Late in the year, Marsh was also handed the Argus-based remit of overseeing the national coaching approach and co-ordinating throughout the states, to ensure consistency of coaching methods. The national set-up also gained a general manager, team performance: Pat Howard, a former rugby union international, to whom the captain and coach would report.
Before the Argus review was completed, the coaching staff gained Craig McDermott as bowling mentor, and his mantra to bowl full and swing the ball appeared to reap benefits for the attack. Steve Rixon was brought in as fielding coach. Troy Cooley moved to the Centre of Excellence and made way for McDermott, and Mike Young's fielding drills are now seen in South Africa rather than Australia.
Young was the first to go, after the World Cup. That was a disappointing tournament for Australia, who had been unbeaten in World Cup matches since losing to Pakistan early in the 1999 tournament. This year it was Pakistan who ended that streak, and India who ended Australia's campaign with a five-wicket win in Ahmedabad, where Ricky Ponting scored a fighting century in defeat.
Five days later Ponting stepped down as captain.
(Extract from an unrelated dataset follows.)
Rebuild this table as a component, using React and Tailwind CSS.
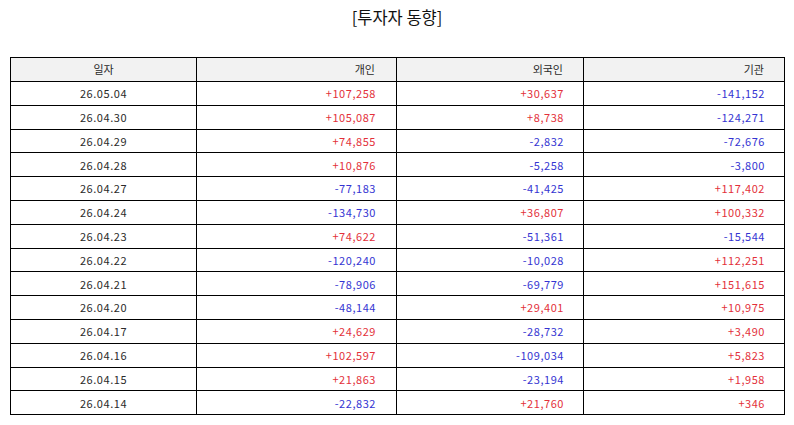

He chose to buck the trend among Australian leaders, though, by playing on under the new skipper, Clarke. The first task was a one-day series in Bangladesh, which was won, and success also came during the ODIs and Tests in Sri Lanka four months later.
It had been a turbulent four months. The release of the Cricket Australia contract list in June featured one notable omission, the opener Simon Katich, who had been a stabilising presence at the top of the order since 2008. Without saying as much, Hilditch's out-going panel decided that three men aged 35-plus - Katich, Ponting and Hussey - could not be maintained in a side that needed to rebuild.
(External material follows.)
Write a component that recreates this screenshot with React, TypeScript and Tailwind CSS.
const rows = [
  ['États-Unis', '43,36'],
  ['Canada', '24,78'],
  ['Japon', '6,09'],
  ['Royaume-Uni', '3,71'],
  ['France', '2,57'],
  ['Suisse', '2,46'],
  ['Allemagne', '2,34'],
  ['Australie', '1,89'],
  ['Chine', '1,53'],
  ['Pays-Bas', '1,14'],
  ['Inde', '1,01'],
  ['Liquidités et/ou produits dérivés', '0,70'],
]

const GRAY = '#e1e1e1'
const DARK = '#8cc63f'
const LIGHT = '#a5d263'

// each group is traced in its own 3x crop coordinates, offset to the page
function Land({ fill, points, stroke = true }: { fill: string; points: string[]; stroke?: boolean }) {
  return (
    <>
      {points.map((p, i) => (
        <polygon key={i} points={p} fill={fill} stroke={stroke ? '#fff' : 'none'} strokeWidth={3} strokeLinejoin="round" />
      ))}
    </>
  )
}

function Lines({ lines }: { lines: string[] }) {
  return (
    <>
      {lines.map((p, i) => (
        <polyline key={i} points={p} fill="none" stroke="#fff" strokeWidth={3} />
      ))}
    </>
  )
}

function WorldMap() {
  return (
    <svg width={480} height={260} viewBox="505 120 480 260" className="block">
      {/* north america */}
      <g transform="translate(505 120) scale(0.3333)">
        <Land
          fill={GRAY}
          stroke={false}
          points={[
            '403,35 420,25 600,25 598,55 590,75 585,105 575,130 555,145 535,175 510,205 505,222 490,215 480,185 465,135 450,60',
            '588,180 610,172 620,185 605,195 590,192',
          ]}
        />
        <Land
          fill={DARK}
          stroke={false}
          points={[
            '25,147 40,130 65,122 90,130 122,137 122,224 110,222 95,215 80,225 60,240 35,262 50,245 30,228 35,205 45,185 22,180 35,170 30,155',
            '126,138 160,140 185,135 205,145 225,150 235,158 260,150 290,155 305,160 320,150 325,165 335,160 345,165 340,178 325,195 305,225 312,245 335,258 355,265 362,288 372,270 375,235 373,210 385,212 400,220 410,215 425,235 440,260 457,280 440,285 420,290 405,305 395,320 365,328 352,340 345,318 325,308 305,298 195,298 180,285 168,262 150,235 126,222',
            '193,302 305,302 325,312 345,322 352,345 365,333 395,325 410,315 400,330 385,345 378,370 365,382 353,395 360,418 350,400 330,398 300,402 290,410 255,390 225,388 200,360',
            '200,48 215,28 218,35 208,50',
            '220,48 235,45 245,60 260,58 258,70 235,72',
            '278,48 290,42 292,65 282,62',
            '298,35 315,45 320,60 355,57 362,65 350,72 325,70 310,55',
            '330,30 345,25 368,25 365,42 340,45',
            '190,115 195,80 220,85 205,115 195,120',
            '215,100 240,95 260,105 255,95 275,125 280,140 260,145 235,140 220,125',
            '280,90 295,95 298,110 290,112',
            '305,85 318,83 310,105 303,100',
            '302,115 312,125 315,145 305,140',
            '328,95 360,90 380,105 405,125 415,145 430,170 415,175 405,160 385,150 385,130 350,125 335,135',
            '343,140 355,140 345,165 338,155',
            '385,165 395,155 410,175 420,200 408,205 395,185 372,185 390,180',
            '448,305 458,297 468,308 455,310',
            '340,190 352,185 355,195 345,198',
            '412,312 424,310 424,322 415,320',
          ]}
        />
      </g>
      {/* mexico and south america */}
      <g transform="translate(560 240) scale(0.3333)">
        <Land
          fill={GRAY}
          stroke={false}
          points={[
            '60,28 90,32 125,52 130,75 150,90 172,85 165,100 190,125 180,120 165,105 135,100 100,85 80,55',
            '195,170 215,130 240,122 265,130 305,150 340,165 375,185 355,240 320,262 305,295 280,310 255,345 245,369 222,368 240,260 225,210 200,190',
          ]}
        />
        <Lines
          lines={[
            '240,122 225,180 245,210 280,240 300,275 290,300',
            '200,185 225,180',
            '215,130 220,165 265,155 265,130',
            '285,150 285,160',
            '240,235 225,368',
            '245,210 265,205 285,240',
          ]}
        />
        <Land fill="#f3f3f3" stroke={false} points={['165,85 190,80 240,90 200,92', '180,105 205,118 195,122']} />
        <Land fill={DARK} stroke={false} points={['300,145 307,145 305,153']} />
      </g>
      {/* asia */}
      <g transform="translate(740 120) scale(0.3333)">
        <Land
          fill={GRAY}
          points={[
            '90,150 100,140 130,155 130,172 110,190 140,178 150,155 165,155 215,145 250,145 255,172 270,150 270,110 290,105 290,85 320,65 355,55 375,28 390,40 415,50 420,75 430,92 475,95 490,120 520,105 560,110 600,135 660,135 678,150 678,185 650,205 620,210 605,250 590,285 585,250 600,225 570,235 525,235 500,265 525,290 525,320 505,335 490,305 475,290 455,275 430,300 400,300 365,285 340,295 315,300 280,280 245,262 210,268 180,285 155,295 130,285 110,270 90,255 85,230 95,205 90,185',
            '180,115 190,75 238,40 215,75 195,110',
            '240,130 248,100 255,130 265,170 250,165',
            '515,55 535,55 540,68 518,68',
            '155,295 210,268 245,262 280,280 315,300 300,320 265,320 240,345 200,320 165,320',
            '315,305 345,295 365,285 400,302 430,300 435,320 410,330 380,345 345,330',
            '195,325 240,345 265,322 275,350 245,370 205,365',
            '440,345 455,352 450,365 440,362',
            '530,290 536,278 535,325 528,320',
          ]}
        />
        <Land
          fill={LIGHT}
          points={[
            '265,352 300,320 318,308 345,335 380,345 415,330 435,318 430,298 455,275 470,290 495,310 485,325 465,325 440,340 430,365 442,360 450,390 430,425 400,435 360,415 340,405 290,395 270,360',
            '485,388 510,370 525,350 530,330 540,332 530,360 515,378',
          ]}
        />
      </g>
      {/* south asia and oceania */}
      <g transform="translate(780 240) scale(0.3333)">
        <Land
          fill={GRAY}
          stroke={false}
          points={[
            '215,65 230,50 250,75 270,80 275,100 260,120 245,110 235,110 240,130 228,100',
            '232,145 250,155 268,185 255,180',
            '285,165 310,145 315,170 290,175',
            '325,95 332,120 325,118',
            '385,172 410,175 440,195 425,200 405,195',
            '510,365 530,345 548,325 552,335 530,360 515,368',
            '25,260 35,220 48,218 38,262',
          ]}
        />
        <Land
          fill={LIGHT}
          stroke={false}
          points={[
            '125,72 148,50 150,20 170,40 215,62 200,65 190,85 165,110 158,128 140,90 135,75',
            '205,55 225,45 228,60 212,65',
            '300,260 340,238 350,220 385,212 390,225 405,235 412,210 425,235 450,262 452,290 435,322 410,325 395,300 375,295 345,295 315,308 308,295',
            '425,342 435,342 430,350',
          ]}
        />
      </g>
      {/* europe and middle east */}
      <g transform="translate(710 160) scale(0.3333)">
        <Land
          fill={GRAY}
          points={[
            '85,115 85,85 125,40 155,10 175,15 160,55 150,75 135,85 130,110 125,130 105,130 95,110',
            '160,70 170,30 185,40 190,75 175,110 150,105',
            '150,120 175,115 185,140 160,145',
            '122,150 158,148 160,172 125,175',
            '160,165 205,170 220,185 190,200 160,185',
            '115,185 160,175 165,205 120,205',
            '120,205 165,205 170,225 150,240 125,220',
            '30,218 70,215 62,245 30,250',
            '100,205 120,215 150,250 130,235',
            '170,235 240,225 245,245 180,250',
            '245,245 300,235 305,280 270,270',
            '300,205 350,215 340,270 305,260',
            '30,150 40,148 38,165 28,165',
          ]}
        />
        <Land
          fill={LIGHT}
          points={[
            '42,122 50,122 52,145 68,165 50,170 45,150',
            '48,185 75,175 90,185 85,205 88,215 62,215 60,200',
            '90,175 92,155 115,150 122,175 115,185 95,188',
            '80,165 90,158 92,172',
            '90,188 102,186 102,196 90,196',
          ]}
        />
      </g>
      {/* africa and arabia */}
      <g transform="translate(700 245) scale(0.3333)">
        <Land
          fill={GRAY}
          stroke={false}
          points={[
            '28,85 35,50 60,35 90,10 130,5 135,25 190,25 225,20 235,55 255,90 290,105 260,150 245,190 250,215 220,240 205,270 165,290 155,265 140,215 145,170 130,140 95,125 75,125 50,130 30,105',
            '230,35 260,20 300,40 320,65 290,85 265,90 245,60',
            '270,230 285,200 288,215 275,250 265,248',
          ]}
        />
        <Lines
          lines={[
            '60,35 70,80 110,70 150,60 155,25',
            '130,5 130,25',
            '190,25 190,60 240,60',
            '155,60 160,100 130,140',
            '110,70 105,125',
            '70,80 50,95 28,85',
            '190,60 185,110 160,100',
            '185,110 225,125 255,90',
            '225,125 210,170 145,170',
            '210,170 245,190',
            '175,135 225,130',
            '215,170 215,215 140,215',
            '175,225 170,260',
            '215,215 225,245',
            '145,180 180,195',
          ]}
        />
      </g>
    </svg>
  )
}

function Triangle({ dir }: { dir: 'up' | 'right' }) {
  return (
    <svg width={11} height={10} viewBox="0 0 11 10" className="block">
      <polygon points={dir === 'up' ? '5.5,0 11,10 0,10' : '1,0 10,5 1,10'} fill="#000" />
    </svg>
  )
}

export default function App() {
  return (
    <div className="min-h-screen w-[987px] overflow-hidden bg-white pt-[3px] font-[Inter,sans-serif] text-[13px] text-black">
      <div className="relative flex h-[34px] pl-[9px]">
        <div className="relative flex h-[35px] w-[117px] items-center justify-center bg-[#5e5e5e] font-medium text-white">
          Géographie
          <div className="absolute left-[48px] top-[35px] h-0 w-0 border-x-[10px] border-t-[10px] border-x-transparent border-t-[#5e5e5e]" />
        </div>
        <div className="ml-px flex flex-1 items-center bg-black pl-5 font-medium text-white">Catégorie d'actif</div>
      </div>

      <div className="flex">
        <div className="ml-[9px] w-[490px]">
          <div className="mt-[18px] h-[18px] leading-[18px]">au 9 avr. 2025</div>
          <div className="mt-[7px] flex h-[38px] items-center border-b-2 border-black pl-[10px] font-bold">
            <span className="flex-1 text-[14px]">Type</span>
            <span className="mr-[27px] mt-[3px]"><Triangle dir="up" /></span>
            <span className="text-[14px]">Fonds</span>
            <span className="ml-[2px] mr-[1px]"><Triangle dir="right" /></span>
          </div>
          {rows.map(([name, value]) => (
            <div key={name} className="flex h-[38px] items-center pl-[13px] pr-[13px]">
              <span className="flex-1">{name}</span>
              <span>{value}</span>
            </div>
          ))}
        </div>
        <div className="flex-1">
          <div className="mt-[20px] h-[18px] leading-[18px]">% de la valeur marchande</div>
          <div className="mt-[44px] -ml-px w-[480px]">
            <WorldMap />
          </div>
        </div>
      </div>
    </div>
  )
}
Katich was livid. In a press conference of breathtaking candour, he slammed the selectors for their inconsistent policies over the past few years, and Cricket Australia for allowing it to happen. A few months later, he expressed his belief that he would not return to the Australian team while Clarke, the man he grabbed by the throat in the dressing room after a Test win in 2009, was captain.
And Clarke proved himself a fine captain. He was adventurous in his bowling changes, developing Hussey's gentle medium-pace into a partnership-breaking weapon, and taking a sympathetic approach to Nathan Lyon's offspin. He tried unusual things in the field, often employing a leg slip - rarely seen in recent years. And by the end of 2011, he had still not lost a Test or ODI series as leader.
Australia's success in Sri Lanka was followed by the humiliation of Cape Town, victories in Johannesburg and Brisbane, and the devastating loss in Hobart. Boxing Day ensured a positive end to a tumultuous 2011, a year that began with an innings defeat at the SCG, where England secured a 3-1 Ashes victory and indirectly encouraged Australia to commission the Argus review. That had been Clarke's first Test in charge, as he was filling in for the injured Ponting.
He wasn't the only new captain Australia had this year. Cameron White took charge of the Twenty20 side after Clarke quit the short format in January. Under White, Australia won two T20s and lost four.
The year was all about change, off the field and on it. Australia used 21 players in nine Tests. By the end of 2011, a core group was being developed, and there were reasons for hope among Australian supporters.
Their schedule for 2012 features the conclusion of the India series, which has started well, a Test tour of West Indies, and home Tests against South Africa and Sri Lanka next summer. It has the potential to be a good year for Clarke and Co.
New kid on the block
There were a number of strong candidates this year: Pattinson, Cummins, Warner and Marsh among them, while Test debuts were also handed to Michael Beer, Usman Khawaja, Trent Copeland, Mitchell Starc and Ed Cowan. But for sheer unexpectedness, the title goes to Lyon, the groundsman-turned-Test offspinner, who has taken his rapid rise in his stride. Exactly a year ago, Lyon, a member of the Adelaide Oval groundstaff, walked out onto the field to make his state debut in a Twenty20 match for South Australia. He finished 2011 as a man who had played eight Tests, taking 23 wickets at 27.47 - his first ball in Test cricket was a wonderful offbreak that caught Kumar Sangakkara's outside edge - and was trusted by the selectors as the spinner of the future. Lyon gave hope to every club cricketer in the country who has dreamed of a sudden rise to the baggy green.
While Ponting's struggles throughout the year made headlines, another veteran had a very disappointing 2011. It is said that the wicketkeeper is the barometer of the side, and Brad Haddin was this year for Australia, with the bat as much as with the gloves. In their two disastrous batting displays, in Cape Town and Hobart, his dismissals were the epitome of the problem, as he threw his wicket away with loose, irresponsible strokes when patience was required. He averaged 20.93 in Test cricket. At 34, Haddin was fortunate his immediate back-up Tim Paine spent much of the second half of the year injured.
Within ten days of the embarrassment in Cape Town, Australia, set 310 to win in Johannesburg, reached their target late on the fifth day with two wickets in hand. The 18-year-old Cummins, who had already taken seven wickets, hit the winning runs and became a national sporting hero.
Together Johannesburg and Cape Town encapsulated Australia's up-and-down year. At 9 for 21, they seemed destined to rewrite history. Australia's batsmen gave up their wickets with grim inevitability, as if they were lemmings jumping off the nearby Table Mountain. The lowest total in Test cricket, New Zealand's 26, was in danger of being outdone, before the last pair pushed Australia to 47. Fortunately, things could only improve - the loss to New Zealand a few weeks later notwithstanding - and the year ended on a much more positive note.